The Scheme of Arrangement, the Post-Effective Amendment and the Plan

  3.1  
that the Scheme of Arrangement has been duly authorised by all necessary actions under all applicable laws other than Irish Law;

  3.2  
when filed with the SEC, the Post-Effective Amendment will not differ in any material respect from the drafts that we have examined;

2

2


 

  3.3  
that any awards granted pursuant to the Plan will be paid up in consideration of the receipt by the Company prior to, or simultaneously with, the issue of the Shares pursuant thereto of cash at least equal to the nominal value of such Shares and that where Shares are issued under the Plan without the requirement for the payment of cash consideration by or on behalf of the relevant beneficiary, then such  shares shall either be fully paid up by the Company or one of its subsidiaries within the time permitted by Section 29(1) of the Companies (Amendment) Act 1983 (and, in the case of the Company or a subsidiary incorporated in Ireland, in a manner permitted by section 60(12) of the Companies Act 1963 (as amended)) or issued for consideration as set out in Section 30(2) of the Companies (Amendment) Act 1983;

  3.4  
that the filing of the Post-Effective Amendment with the SEC has been authorized by all necessary actions under all applicable laws other than Irish law;

  3.5  
that the exercise of any options granted under the Plan and the issue of the Shares upon exercise of such options (and the issue of the Shares in connection with any other awards granted under the Plan) will be conducted in accordance with the terms and the procedures described in the Plan and the applicable award agreement;

  3.6  
that the Company has sufficient share capital to issue the required number of Shares to be delivered to recipients of any awards granted under the Plan;

Authenticity and bona fides

  3.7  
the completeness and authenticity of all documents submitted to us as originals or copies of originals and (in the case of copies) conformity to the originals of copy documents and the genuineness of all signatories, stamps and seals thereon;

  3.8  
where incomplete Plan Documents have been submitted to us or signature pages only have been supplied to us for the purposes of issuing this Opinion, that the originals of such Plan Documents correspond in all respects with the last draft of the complete Plan Documents submitted to us;

  3.9  
that the Plan Documents will be executed in a form and content having no material difference to the drafts provided to us, will be delivered by the parties thereto, and that the terms thereof will be observed and performed by the parties thereto;

  3.10  
that the copies produced to us of minutes of meetings and/or of resolutions correctly record the proceedings at such meetings and/or the subject matter which they purport to record and that any meetings referred to in such copies were duly convened, duly quorate and held, that those present at any such meetings were entitled to attend and vote at the meeting and acted bona fide throughout and that no further resolutions have been passed or other action taken which would or might alter the effectiveness thereof;

  3.11  
that the Memorandum and Articles of Association of the Company amended on 2 July 2010 are the current Memorandum and Articles of Association of the Company, are up to date and have not been amended or superseded and that there are no other terms governing the Shares other than the those set out in the Memorandum and Articles of Association of the Company;

Accuracy of searches and warranties

  3.12  
the accuracy and completeness of the information disclosed in the searches referred to in paragraph 1.5 above and that such information has not since the time of such search or enquiry been altered.

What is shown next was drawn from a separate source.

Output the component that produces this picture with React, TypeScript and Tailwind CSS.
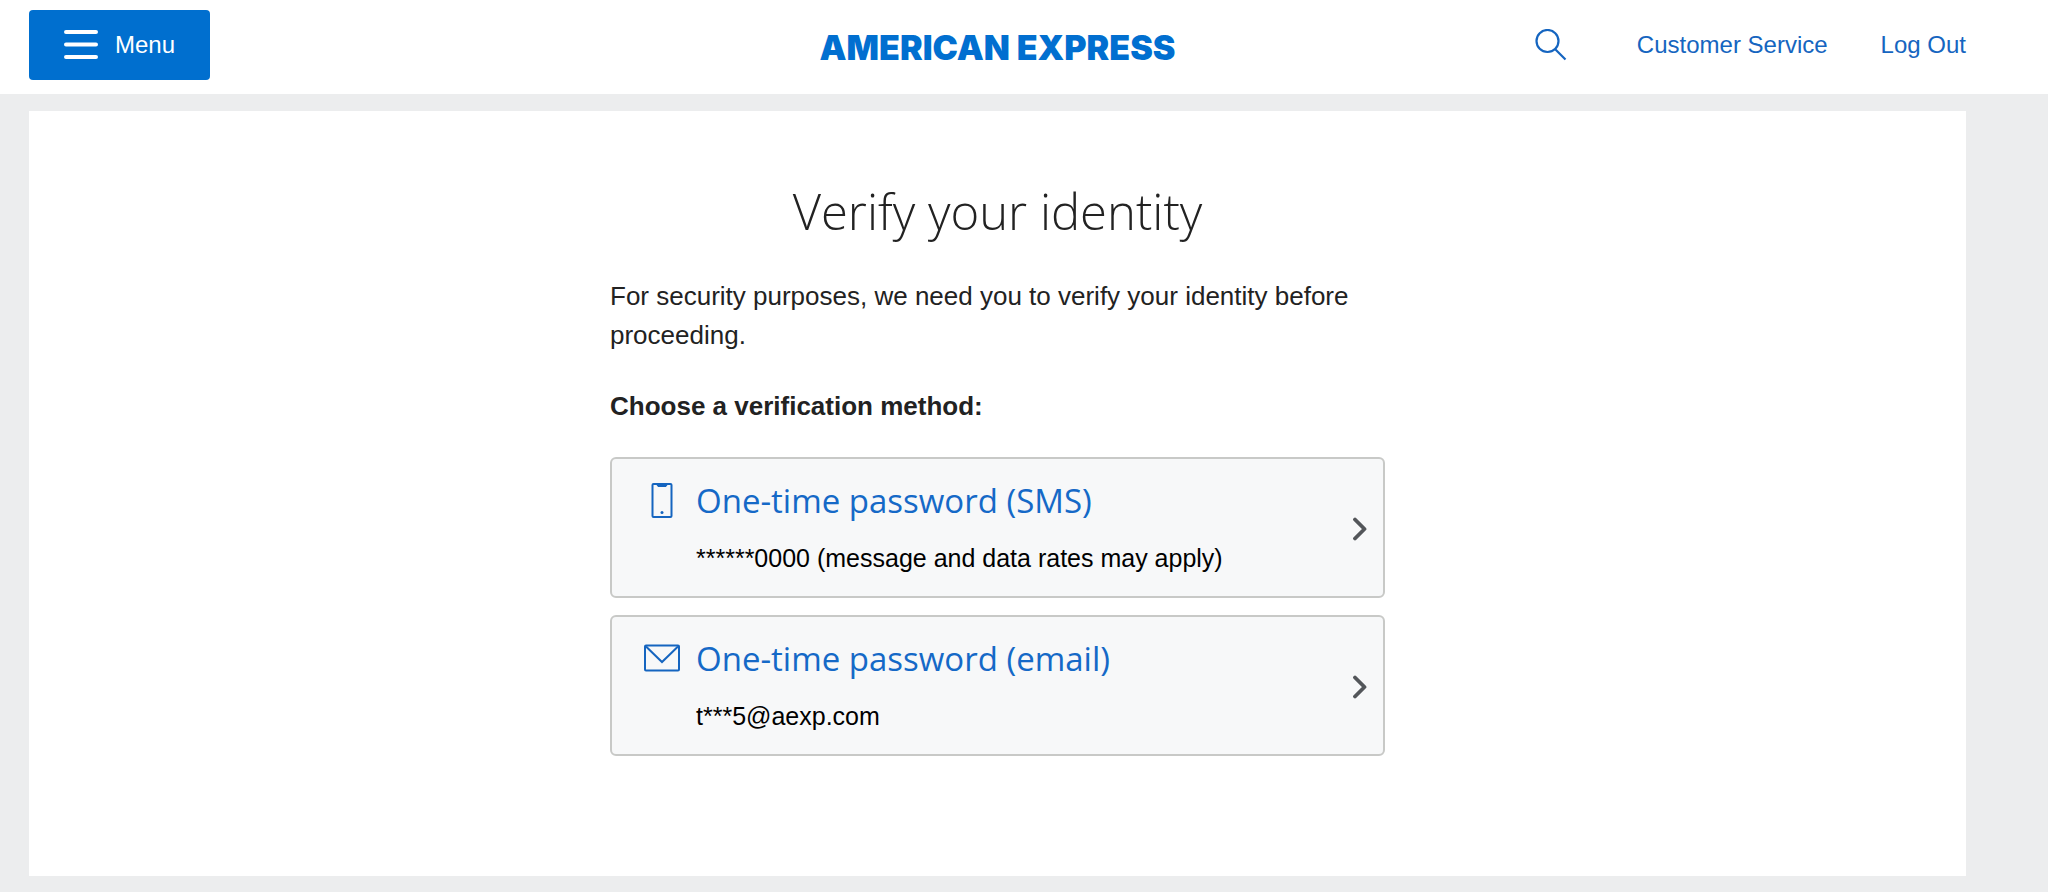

It should be noted that searches at the Companies Registration Office, Dublin, do not necessarily reveal whether or not a prior charge has been created or a resolution has been passed or a petition presented or any other action taken for the winding-up of or the appointment of a receiver or an examiner to the Company;

3

3


 

  3.13  
the truth, completeness and accuracy of all representations and statements as to factual matters contained in the Plan Documents; and

Commercial Benefit

  3.14  
that the Plan Documents have been entered into for bona fide commercial purposes, on arm’s length terms and for the benefit of each party thereto and are in those parties’ respective commercial interest and for their respective corporate benefit.

4.  
Disclosure

This Opinion is addressed to you in connection with the registration of the Shares with the SEC. We hereby consent to the inclusion of this Opinion as an exhibit to the Post-Effective Amendment to be filed with the SEC. In giving this consent, we do not thereby admit that we are in a category of person whose consent is required under Section 7 of the Securities Act.

Yours faithfully,

/s/ Arthur Cox                             
ARTHUR COX

4

 

4


 

ANNEX 1
Post Effective Amendment

1.  
Post Effective Amendment No.1 to Form S-8 (no.333-125175 )

2.  
Post Effective Amendment No.1 to Form S-8 (no.333-122569)

3.  
Post Effective Amendment No.1 to Form S-8 (no.333-115178)

5

 

5


 

ANNEX 2
The Plan

Global Indemnity PLC 2010 Share Incentive Plan.

6

 

6


 

SCHEDULE

Plan Documents

1.  
A copy of the form of the Post Effective Amendment to be filed by the Company with the SEC;

2.  
A copy of the stock incentive plan listed in Annex 2 (the “Plan”);

3.  
A copy of the shareholders’ resolution of the Company adopting the Memorandum and Articles of Association of the Company dated 2 July 2010;

4.  
A copy of the resolutions of the board of directors of the Company regarding the assumption by the Company of the Plan, the approval of the Scheme of Arrangement and of the Reorganization dated 19 April 2010 and 2 June 2010;

5.  
A copy of the deed poll in respect of the assumption of the Plan;

6.  
A copy of the Memorandum and Articles of Association of the Company in the form adopted by resolution of the shareholders of the Company on 2 July 2010;

7.  
A copy of the Certificate of Incorporation of the Company dated and executed 9 March 2010; and

8.  
Letter of Status from the Irish Companies Registration Office dated 2 July 2010.